As expected, “Palestine” succeeded in gaining membership in the United Nations Educational, Scientific, and Cultural Organization (UNESCO) on October 31 with a vote of 107 in favor, 14 against, and 52 abstentions. The result was a foregone conclusion after UNESCO’s 58-member executive board voted 40–4 with 14 abstentions earlier this month to let the membership bid proceed. Reportedly, a number of delegations laughed when Israel voted no on membership for Palestine, and loud applause erupted in the chamber following the final vote. It is unlikely, however, that this good cheer is shared by the UNESCO leadership.
After UNESCO’s executive board voted, U.S. Secretary of State Hillary Clinton warned that the United States might be legally required to withhold funding for UNESCO if the organization grants Palestine membership. Current U.S. law contains two restrictions that prohibit United States funds to international organizations that admit Palestine as a member state. U.S. Code Title 22, Section 287e states:
- “No funds authorized to be appropriated by this Act or any other Act shall be available for the United Nations or any specialized agency thereof which accords the Palestine Liberation Organization the same standing as member states.” This was adopted as Public Law 101-246 in 1990.
- “The United States shall not make any voluntary or assessed contribution: (1) to any affiliated organization of the United Nations which grants full membership as a state to any organization or group that does not have the internationally recognized attributes of statehood, or (2) to the United Nations, if the United Nations grants full membership as a state in the United Nations to any organization or group that does not have the internationally recognized attributes of statehood, during any period in which such membership is effective.” This was adopted as Public Law 103-236 in 1994.
The language in these provisions is clear and provides for no discretion on the part of the Obama Administration. Despite Secretary Clinton’s warning, UNESCO member states decided to admit Palestine and forgo U.S. financial contributions.
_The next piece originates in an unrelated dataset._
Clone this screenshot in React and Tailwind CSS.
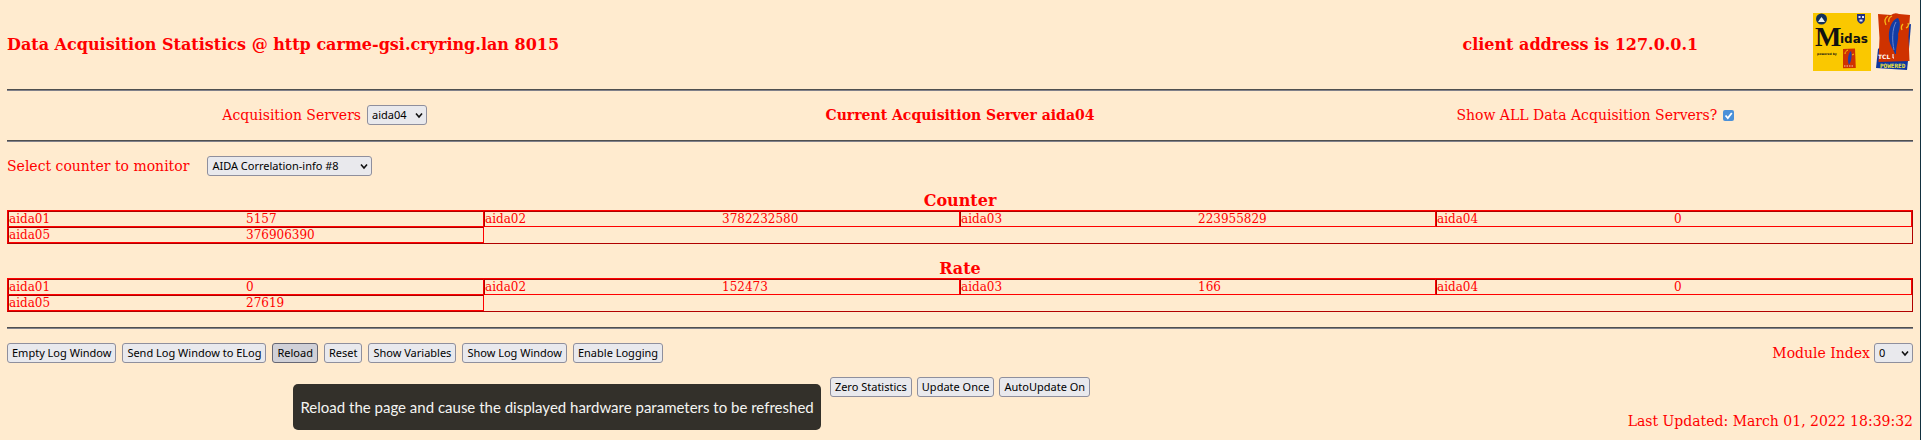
import { useState } from "react";

const counters = [
  { name: "aida01", value: "5157" },
  { name: "aida02", value: "3782232580" },
  { name: "aida03", value: "223955829" },
  { name: "aida04", value: "0" },
  { name: "aida05", value: "376906390" },
];

const rates = [
  { name: "aida01", value: "0" },
  { name: "aida02", value: "152473" },
  { name: "aida03", value: "166" },
  { name: "aida04", value: "0" },
  { name: "aida05", value: "27619" },
];

const Rule = () => <hr className="h-[2px] border-0 border-t border-t-[#4f4f4f] bg-[#80808a]" />;

const Button = ({ children, active, ...rest }) => (
  <button
    type="button"
    className={`h-5 rounded-[3px] border px-1 font-['Noto_Sans',sans-serif] text-[11px] leading-4 whitespace-nowrap text-black ${
      active ? "border-[#676774] bg-[#d0d0d7]" : "border-[#8f8f9d] bg-[#e9e9ed]"
    }`}
    {...rest}
  >
    {children}
  </button>
);

const Select = ({ id, options, width }) => {
  const [value, setValue] = useState(options[0]);

  return (
    <span className={`relative inline-flex ${width}`}>
      <select
        id={id}
        value={value}
        onChange={(e) => setValue(e.target.value)}
        className="h-5 w-full appearance-none rounded-[3px] border border-[#8f8f9d] bg-[#e9e9ed] pl-1 font-['Noto_Sans',sans-serif] text-[11px] leading-4 text-black"
      >
        {options.map((option) => (
          <option key={option}>{option}</option>
        ))}
      </select>
      <svg className="pointer-events-none absolute top-1.5 right-1 h-2 w-2" viewBox="0 0 8 8" fill="none" stroke="#111" strokeWidth="1.6">
        <path d="M1 2.5l3 3.5 3-3.5" />
      </svg>
    </span>
  );
};

const StatTable = ({ title, items }) => {
  const rows = [];
  for (let i = 0; i < items.length; i += 4) {
    rows.push(items.slice(i, i + 4));
  }

  return (
    <table className="w-full table-fixed border-separate border-spacing-0 border border-t-[#ff0000] border-r-[#b00000] border-b-[#b00000] border-l-[#ff0000] text-[12px] leading-[14px]">
      <caption className="pt-1 text-center text-[16px] leading-[18px] font-bold">{title}</caption>
      <tbody>
        {rows.map((row) => (
          <tr key={row[0].name}>
            {row.map((item) => (
              <td
                key={item.name}
                className="w-1/4 border border-t-[#b00000] border-r-[#ff0000] border-b-[#ff0000] border-l-[#b00000] p-0"
              >
                <div className="grid grid-cols-2">
                  <span>{item.name}</span>
                  <span>{item.value}</span>
                </div>
              </td>
            ))}
          </tr>
        ))}
      </tbody>
    </table>
  );
};

const MidasLogo = () => (
  <svg className="h-[58px] w-[58px]" viewBox="0 0 58 58">
    <rect width="58" height="58" fill="#fac800" />
    <circle cx="8.5" cy="6" r="5.5" fill="#12305a" />
    <path d="M5 9l2-3 1.5-2L10 6l2 3z" fill="#e8f0f0" />
    <path d="M44 1h8v5q0 3-4 5-4-2-4-5z" fill="#203080" />
    <path d="M45.5 3h2v2h-2zM49 3h2v2h-2zM46.5 6.5h3v2h-3z" fill="#dfe5f5" />
    <text x="2" y="33" fontFamily="Liberation Serif" fontWeight="bold" fontSize="28" fill="#111">M</text>
    <text x="27" y="30" fontFamily="DejaVu Sans" fontWeight="bold" fontSize="12" fill="#111">idas</text>
    <text x="4" y="42" fontFamily="DejaVu Sans" fontWeight="bold" fontSize="3" fill="#111">powered by</text>
    <path d="M30 36l12-.5.8 19.5-12.8.3z" fill="#cf3200" />
    <path d="M36 52c-2-4-1-12 2-14 1 3 1 9-2 14z" fill="#2440a8" />
    <path d="M32 41c0-2 1-3 3-4M39 42l2-1" stroke="#fac800" fill="none" />
    <path d="M31 53h10" stroke="#f5c8b0" strokeDasharray="1.5 1" />
  </svg>
);

const TclLogo = () => (
  <svg className="h-[58px] w-[37px]" viewBox="0 0 37 58">
    <path d="M32 12l4-1-3 37-1 9-31-2 2-19z" fill="#0c35a0" />
    <path d="M3 1l13 1q4-3 8-1l11 1-1.5 22 1 24-31 1 1-24z" fill="#cf3200" />
    <path d="M20 41c-1-4-5-8-6-15-1-9 2-19 9-21 3 4 2 11 0 16 1 5-2 12-2 20z" fill="#123ca5" />
    <path d="M21 9c-4 7-4 19-2 28" stroke="#6f86cc" fill="none" />
    <path d="M13 3c-3 2-4 5-2 9M17 3c-2 1-4 3-3 6M28 11c-2 2-2 4-1 6M33 10c1 2 0 4-2 5" stroke="#f5b818" strokeWidth="1.3" fill="none" />
    <text x="3" y="46" fontFamily="DejaVu Sans" fontSize="6" fontWeight="bold" fill="#fff">TCL</text>
    <path d="M18 41v4h1" stroke="#fff" fill="none" />
    <text x="5" y="55" fontFamily="DejaVu Sans Mono" fontSize="6" fontWeight="bold" fill="#f4e53a">POWERED</text>
  </svg>
);

const App = () => {
  const [showAll, setShowAll] = useState(true);

  return (
    <main className="min-h-screen border-r border-[#12303f] bg-[#ffebcf] px-[7px] font-['DejaVu_Serif',serif] text-[14px] leading-5 text-[#ff0000]">
      <header className="flex h-[89px] items-center gap-1">
        <h1 className="flex-1 text-[16px] font-bold">Data Acquisition Statistics @ http carme-gsi.cryring.lan 8015</h1>
        <h2 className="w-[24%] text-center text-[16px] font-bold">client address is 127.0.0.1</h2>
        <div className="flex gap-1 pr-px pb-1.5">
          <MidasLogo />
          <TclLogo />
        </div>
      </header>
      <Rule />

      <section className="grid grid-cols-3 items-center pt-3.5 pb-[15px]">
        <div className="flex items-center justify-center gap-1.5">
          <label htmlFor="server">Acquisition Servers</label>
          <Select id="server" width="w-[60px]" options={["aida04", "aida01", "aida02", "aida03", "aida05"]} />
        </div>
        <p className="text-center font-bold">Current Acquisition Server aida04</p>
        <div className="flex items-center justify-center gap-1.5">
          <label htmlFor="showAll">Show ALL Data Acquisition Servers?</label>
          <span className="relative inline-flex">
            <input
              id="showAll"
              type="checkbox"
              checked={showAll}
              onChange={() => setShowAll(!showAll)}
              className="h-[11px] w-[11px] appearance-none rounded-[2px] bg-white checked:bg-[#4a90d9]"
            />
            {showAll && (
              <svg className="pointer-events-none absolute inset-0 h-[11px] w-[11px]" viewBox="0 0 11 11" fill="none" stroke="#fff" strokeWidth="1.8">
                <path d="M2.5 5.5l2.3 2.5 4-5" />
              </svg>
            )}
          </span>
        </div>
      </section>
      <Rule />

      <section className="flex items-center gap-[18px] pt-3.5 pb-3">
        <label htmlFor="counter">Select counter to monitor</label>
        <Select id="counter" width="w-[165px]" options={["AIDA Correlation-info #8", "AIDA Good Events"]} />
      </section>

      <StatTable title="Counter" items={counters} />
      <div className="h-3" />
      <StatTable title="Rate" items={rates} />
      <div className="h-[15px]" />
      <Rule />

      <section className="flex items-center justify-between pt-3.5">
        <div className="flex gap-1.5">
          <Button>Empty Log Window</Button>
          <Button>Send Log Window to ELog</Button>
          <div className="relative flex">
            <Button active aria-describedby="reload-tip">Reload</Button>
            <div
              id="reload-tip"
              role="tooltip"
              className="absolute top-[41px] left-[21px] z-10 rounded-[5px] bg-[#33302a] px-[7px] py-3 font-['Lato',sans-serif] text-[15px] leading-[22px] whitespace-nowrap text-[#f4f4f2]"
            >
              Reload the page and cause the displayed hardware parameters to be refreshed
            </div>
          </div>
          <Button>Reset</Button>
          <Button>Show Variables</Button>
          <Button>Show Log Window</Button>
          <Button>Enable Logging</Button>
        </div>
        <div className="flex items-center gap-1">
          <label htmlFor="module">Module Index</label>
          <Select id="module" width="w-[39px]" options={["0", "1", "2", "3"]} />
        </div>
      </section>

      <section className="flex justify-center gap-[5px] pt-3.5">
        <Button>Zero Statistics</Button>
        <Button>Update Once</Button>
        <Button>AutoUpdate On</Button>
      </section>
      <p className="pt-3.5 text-right">Last Updated: March 01, 2022 18:39:32</p>
    </main>
  );
};

export default App;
In response, the U.S. State Department announced, “Today’s vote by the member states of UNESCO to admit Palestine as member is regrettable, premature and undermines our shared goal of a comprehensive just and lasing [sic]peace in the Middle East. The United States will refrain from making contributions to UNESCO.”
The U.S. was UNESCO’s largest contributor and gave the organization more than $80 million in 2010. The funding suspension will likely compel significant budgetary adjustments in UNESCO programs and staff. It is important to note, however, that U.S. law does not require the U.S. to withdraw from UNESCO. Moreover, the UNESCO constitution does not provide for expulsion of members for failure to pay their contributions. Instead, the document states that member states lose their vote in the UNESCO General Conference “if the total amount of contributions due from it exceeds the total amount of contributions payable by it for the current year and the immediately preceding calendar year.” Withholding contributions would not prevent the U.S. from maintaining UNESCO membership, attending meetings or otherwise participating in discussions, making its opinions known to other UNESCO member states, or casting a vote in the Executive Board as long as it is on that body, or casting a vote in the General Conference until its voting privileges are suspended. Thus, America will still have a voice at UNESCO should it choose to use it.
Under the provisions for membership in their founding documents, Palestine would automatically gain membership in several other U.N. organizations—the U.N. Industrial Development Organization (UNIDO), the World Intellectual Property Organization (WIPO), and the United Nations Conference on Trade and Development (UNCTAD)—if it chooses to seek it. The U.S. is not a member of UNIDO, but U.S. law will require suspension of funding for WIPO and UNCTAD if/when Palestine becomes a member of those organizations.
The quick announcement of the decision to withhold U.S. funding is welcome, because it removes any ambiguity about the consequences of UNESCO’s action. Hopefully, the other U.N. agencies approached by Palestine about membership will take note.